====== DATA ======
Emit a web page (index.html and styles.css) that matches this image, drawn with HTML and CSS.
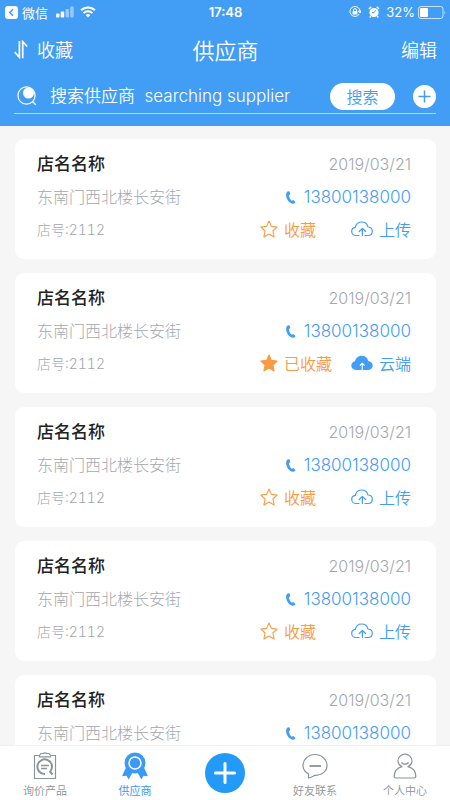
FILE: index.html
```html
<!DOCTYPE html>
<html lang="zh-CN">
<head>
<meta charset="utf-8">
<meta name="viewport" content="width=device-width, initial-scale=1">
<title>供应商</title>
<link rel="stylesheet" href="styles.css">
</head>
<body>
<svg class="sprite" aria-hidden="true">
  <symbol id="phone" viewBox="0 0 12 16"><path d="M2.900 2.200 4.700 2.400 5.300 5 3.900 6.300c.3 2.400 1.300 4.200 2.900 5.400l1.700-.6 2 2c-.4 1-1.300 1.600-2.500 1.600C4.300 14.300 1.100 10.300 1.100 6c0-1.800.6-3.100 1.800-3.800Z" fill="currentColor"/></symbol>
  <symbol id="star" viewBox="0 0 18 18"><path d="m9 1 2.400 5.400 5.700.6-4.200 4 1.200 5.900L9 14l-5.100 2.900L5.100 11 .9 7l5.700-.6Z" stroke="currentColor" stroke-width="1.100" stroke-linejoin="round"/></symbol>
  <symbol id="cloud-up" viewBox="0 0 22 16"><path d="M8 14.500H5.200C2.600 14.500.7 12.700.7 10.400c0-2.200 1.600-3.700 3.600-4C5 3 7.500 1 10.700 1c3.300 0 5.600 1.900 6.200 5 2.500.1 4.400 1.900 4.400 4.200 0 2.500-1.900 4.300-4.500 4.300H14M11.400 14.500V7.800M8.200 10.500l3.200-3 3.200 3" fill="none" stroke="currentColor" stroke-width="1.200" stroke-linecap="round" stroke-linejoin="round"/></symbol>
  <symbol id="cloud-full" viewBox="0 0 22 16"><path d="M5.200 15C2.300 15 .3 13.100.3 10.600c0-2.300 1.700-4 3.700-4.400C4.800 2.900 7.400.8 10.700.8c3.300 0 5.800 2 6.500 5.200 2.500.2 4.500 2 4.500 4.500 0 2.600-2 4.500-4.900 4.500Z" fill="currentColor"/><path d="M11.200 15V8.500M8.900 10.500l2.300-2.200 2.300 2.200" fill="none" stroke="#fff" stroke-width="1.100"/></symbol>
</svg>

<header class="top">
  <div class="status">
    <div class="status-side">
      <svg class="back-app" viewBox="0 0 13 13"><rect width="13" height="13" rx="3" fill="#fff"/><path d="M8 3.200 4.800 6.500 8 9.800" fill="none" stroke="#429df4" stroke-width="1.500"/></svg>
      <span class="status-app">微信</span>
      <svg class="signal" viewBox="0 0 18 12" fill="#fff"><rect y="7.500" width="3.500" height="4" rx="1"/><rect x="4.700" y="5.500" width="3.500" height="6" rx="1"/><rect x="9.500" y="3" width="3.500" height="8.500" rx="1" opacity=".45"/><rect x="14.200" y=".5" width="3.500" height="11" rx="1" opacity=".45"/></svg>
      <svg class="wifi" viewBox="0 0 16 12" fill="none" stroke="#fff"><path d="M1 4.300a10 10 0 0 1 14 0" stroke-width="2"/><path d="M3.600 7.100a6.300 6.300 0 0 1 8.800 0" stroke-width="1.900"/><path d="M8 11.500 5.600 9.100a3.500 3.500 0 0 1 4.800 0Z" fill="#fff" stroke="none"/></svg>
    </div>
    <span class="status-time">17:48</span>
    <div class="status-side status-right">
      <svg class="lock" viewBox="0 0 12 12" fill="none" stroke="#fff"><path d="M10.300 8A5 5 0 1 1 11 5.500M9.300 5h3L11 7Z"/><rect x="3.600" y="5" width="4.800" height="3.500" fill="#fff" stroke="none"/><path d="M4.600 5V4a1.400 1.400 0 0 1 2.800 0v1"/></svg>
      <svg class="alarm" viewBox="0 0 12 12"><circle cx="6" cy="6.500" r="4.600" fill="#fff"/><path d="M.9 3 3.200.9M11.100 3 8.800.9M2.800 10.200l-1 1.300M9.200 10.200l1 1.300" stroke="#fff" stroke-width="1.500"/><path d="M7.700 4.300 6 6.700H3.800" fill="none" stroke="#429df4"/></svg>
      <span class="percent">32%</span>
      <svg class="battery" viewBox="0 0 28 13"><rect x=".5" y=".5" width="24.500" height="12" rx="2.500" fill="none" stroke="#fff" opacity=".7"/><rect x="2" y="2" width="8" height="9" rx="1" fill="#fff"/><path d="M26.500 4.500q1.300 2 0 4Z" fill="#fff" opacity=".7"/></svg>
    </div>
  </div>
  <div class="nav">
    <button class="nav-btn" type="button"><svg class="sort" viewBox="0 0 14 19" fill="none" stroke="#fff" stroke-width="1.700"><path d="M5.400 1v16.300L.7 12.200M8.700 18.200V1.700l4.500 4.800"/></svg>收藏</button>
    <h1 class="title">供应商</h1>
    <button class="nav-btn nav-end" type="button">编辑</button>
  </div>
  <form class="search">
    <label class="search-label" for="q" aria-label="搜索供应商"><svg class="lens" viewBox="0 0 20 20"><circle cx="9.500" cy="9.500" r="8.600" fill="none" stroke="#fff" stroke-width="1.200"/><circle cx="11.500" cy="7" r="5.500" fill="#fff"/><path d="m15.500 15.500 3.200 3.200" stroke="#fff" stroke-width="1.300"/></svg></label>
    <input class="search-input" id="q" type="text" placeholder="搜索供应商&nbsp; searching supplier">
    <button class="search-btn" type="button">搜索</button>
    <button class="add" type="button" aria-label="添加"><svg viewBox="0 0 23 23"><circle cx="11.500" cy="11.500" r="11.500" fill="#fff"/><path d="M11.500 5.500v12M5.500 11.500h12" stroke="#429df4" stroke-width="1.500"/></svg></button>
  </form>
</header>

<main class="list">
  <article class="card">
    <div class="row"><h2 class="name">店名名称</h2><time class="date">2019/03/21</time></div>
    <div class="row"><span class="address">东南门西北楼长安街</span><a class="tel" href="tel:13800138000"><svg class="phone"><use href="#phone"/></svg>13800138000</a></div>
    <div class="row"><span class="number">店号:2112</span><div class="actions"><button class="fav" type="button"><svg class="star"><use href="#star"/></svg>收藏</button><button class="upload" type="button"><svg class="cloud"><use href="#cloud-up"/></svg>上传</button></div></div>
  </article>
  <article class="card">
    <div class="row"><h2 class="name">店名名称</h2><time class="date">2019/03/21</time></div>
    <div class="row"><span class="address">东南门西北楼长安街</span><a class="tel" href="tel:13800138000"><svg class="phone"><use href="#phone"/></svg>13800138000</a></div>
    <div class="row"><span class="number">店号:2112</span><div class="actions"><button class="fav" type="button"><svg class="star star-on"><use href="#star"/></svg>已收藏</button><button class="upload" type="button"><svg class="cloud"><use href="#cloud-full"/></svg>云端</button></div></div>
  </article>
  <article class="card">
    <div class="row"><h2 class="name">店名名称</h2><time class="date">2019/03/21</time></div>
    <div class="row"><span class="address">东南门西北楼长安街</span><a class="tel" href="tel:13800138000"><svg class="phone"><use href="#phone"/></svg>13800138000</a></div>
    <div class="row"><span class="number">店号:2112</span><div class="actions"><button class="fav" type="button"><svg class="star"><use href="#star"/></svg>收藏</button><button class="upload" type="button"><svg class="cloud"><use href="#cloud-up"/></svg>上传</button></div></div>
  </article>
  <article class="card">
    <div class="row"><h2 class="name">店名名称</h2><time class="date">2019/03/21</time></div>
    <div class="row"><span class="address">东南门西北楼长安街</span><a class="tel" href="tel:13800138000"><svg class="phone"><use href="#phone"/></svg>13800138000</a></div>
    <div class="row"><span class="number">店号:2112</span><div class="actions"><button class="fav" type="button"><svg class="star"><use href="#star"/></svg>收藏</button><button class="upload" type="button"><svg class="cloud"><use href="#cloud-up"/></svg>上传</button></div></div>
  </article>
  <article class="card">
    <div class="row"><h2 class="name">店名名称</h2><time class="date">2019/03/21</time></div>
    <div class="row"><span class="address">东南门西北楼长安街</span><a class="tel" href="tel:13800138000"><svg class="phone"><use href="#phone"/></svg>13800138000</a></div>
  </article>
</main>

<nav class="tabs">
  <a class="tab" href="#inquiry"><svg class="tab-icon" viewBox="0 0 28 28" fill="none" stroke="#8b9499" stroke-width="1.200"><path d="M8.500 3.500H3.500v23h21v-23h-5l-1.500-2h-2.200Q14 .2 12.200 1.500H10L8.500 3.500v1.300h11V3.500"/><g stroke-width="2"><path d="M19.600 19A7.300 7.300 0 1 0 14 22M18.500 19l3 3.500"/><path d="M10 13.500h8M10 16.500h6" stroke-width="1.600"/></g></svg>询价产品</a>
  <a class="tab tab-on" href="#suppliers"><svg class="tab-icon" viewBox="0 0 28 28"><path d="m5 15.500-4 8.800 4.500-.5 2.200 3.700 4.500-8.500ZM23 15.500l4 8.800-4.500-.5-2.200 3.700-4.500-8.500Z" fill="#3b9af5"/><circle cx="14" cy="11" r="10.500" fill="#3b9af5"/><circle cx="14" cy="11" r="6" fill="none" stroke="#fff" stroke-width="1.500"/></svg>供应商</a>
  <button class="tab tab-plus" type="button" aria-label="新建"><svg class="plus" viewBox="0 0 40 40"><circle cx="20" cy="20" r="20" fill="#249af8"/><path d="M20 10.500v19M10.500 20h19" stroke="#fff" stroke-width="3" stroke-linecap="round"/></svg></button>
  <a class="tab" href="#friends"><svg class="tab-icon" viewBox="0 0 28 28" fill="none" stroke="#8b9499" stroke-width="1.200"><path d="M7.500 26V21.800C4 19.900 2 17 2 13.400 2 7.500 7.200 2.500 14 2.500s12 5 12 10.900c0 6-5.200 9.900-12.200 9.900Q11 25.500 7.500 26Z" stroke-linejoin="round"/><path d="M8.500 14h11.500" stroke-width="1.800"/></svg>好友联系</a>
  <a class="tab" href="#me"><svg class="tab-icon" viewBox="0 0 28 28" fill="none" stroke="#8b9499" stroke-width="1.200"><path d="M11 14.600Q7 12.800 7 9a7 6.800 0 0 1 14 0q0 3.800-4 5.600c4.800 1.200 7.800 4.900 7.800 10q0 1.400-1.400 1.400H4.600q-1.400 0-1.400-1.400c0-5.100 3-8.800 7.800-10Z" stroke-linejoin="round"/><path d="M10.500 10.500q3.500 3.600 7 0" stroke-width="1.400"/></svg>个人中心</a>
</nav>
</body>
</html>
```
FILE: styles.css
```css
* { box-sizing: border-box; }

body {
  margin: 0;
  height: 100vh;
  display: flex;
  flex-direction: column;
  background: #f6f6f6;
  font-family: Inter, "Noto Sans CJK SC", sans-serif;
  font-size: 16px;
  font-weight: 300;
}

button, input {
  margin: 0;
  padding: 0;
  border: 0;
  background: none;
  color: inherit;
  font: inherit;
  white-space: nowrap;
}

a { color: inherit; text-decoration: none; }
svg { display: block; flex: none; }
.sprite { position: absolute; width: 0; height: 0; }

/* Header */
.top { flex: none; height: 126px; background: #429df4; color: #fff; font-weight: 350; }

.status {
  display: grid;
  grid-template-columns: 1fr auto 1fr;
  align-items: center;
  height: 24px;
  padding: 0 4px 0 5px;
  font-size: 13px;
  font-weight: 400;
}
.status-side { display: flex; align-items: center; }
.status-right { justify-content: flex-end; }
.status-app { margin: 0 8px 0 4px; }
.status-time { font-weight: 600; }
.back-app { width: 13px; height: 13px; }
.signal { width: 18px; height: 12px; }
.wifi { width: 16px; height: 12px; margin-left: 6px; }
.lock, .alarm { width: 12px; height: 12px; }
.alarm { margin: 0 6px 0 7px; }
.battery { width: 28px; height: 13px; margin-left: 3px; }

.nav {
  display: grid;
  grid-template-columns: 1fr auto 1fr;
  align-items: center;
  height: 50px;
  padding: 0 13px 0 14px;
}
.nav-btn {
  display: flex;
  align-items: center;
  gap: 9px;
  font-size: 18px;
}
.nav-end { justify-self: end; }
.sort { width: 14px; height: 19px; }
.title { margin: 0; font-size: 22px; font-weight: 350; }

.search {
  display: flex;
  align-items: center;
  height: 40px;
  margin: 0 14px;
  padding-top: 5px;
  border-bottom: 1px solid #b3d8fb;
}
.search-label { margin: 0 13px 0 3px; }
.lens { width: 20px; height: 20px; }
.search-input { flex: 1; min-width: 0; font-size: 17px; outline: 0; }
.search-input::placeholder { color: #fff; opacity: 1; }
.search-btn {
  width: 65px;
  height: 27px;
  border-radius: 14px;
  background: #fff;
  color: #429df4;
}
.add { width: 23px; height: 23px; margin-left: 18px; }

/* Supplier list */
.list {
  flex: 1;
  min-height: 0;
  overflow: auto;
  scrollbar-width: none;
  padding: 13px 14px 0 15px;
}
.card {
  height: 120px;
  margin-bottom: 14px;
  padding: 7px 25px 0 22px;
  border-radius: 9px;
  background: #fff;
}
.row {
  display: flex;
  align-items: center;
  justify-content: space-between;
  height: 33px;
}
.name { margin: 0; color: #222; font-size: 17px; font-weight: 500; }
.date, .tel { padding-top: 2px; }
.date { color: #a3a8ad; }
.address { color: #a3a8ad; }
.number { color: #a3a8ad; font-size: 14px; font-variant-numeric: tabular-nums; }
.tel { display: flex; align-items: center; gap: 7px; color: #429df4; font-size: 17px; }
.phone { width: 12px; height: 16px; }
.actions { display: flex; gap: 19px; font-weight: 350; }
.fav, .upload { display: flex; align-items: center; gap: 6px; }
.fav { width: 72px; color: #f99b42; }
.upload { color: #429df4; }
.star { width: 18px; height: 18px; fill: none; }
.star-on { fill: currentColor; }
.cloud { width: 22px; height: 16px; }

/* Tab bar */
.tabs {
  flex: none;
  display: grid;
  grid-template-columns: repeat(5, 1fr);
  height: 55px;
  border-top: 1px solid #f0f0f0;
  background: #fff;
  color: #8b9499;
  font-size: 11px;
  font-weight: 350;
}
.tab {
  display: flex;
  flex-direction: column;
  align-items: center;
  gap: 2px;
  padding-top: 6px;
}
.tab-on { color: #3b9af5; font-weight: 400; }
.tab-plus { padding-top: 7px; }
.tab-icon { width: 28px; height: 28px; }
.plus { width: 40px; height: 40px; }
```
======
> EXERCISE OBJECTIVE:
Find the lines with the string "styles" and reproduce them.

> WRITTEN RESPONSE:
Emit a web page (index.html and styles.css) that matches this image, drawn with HTML and CSS.
<link rel="stylesheet" href="styles.css">
FILE: styles.css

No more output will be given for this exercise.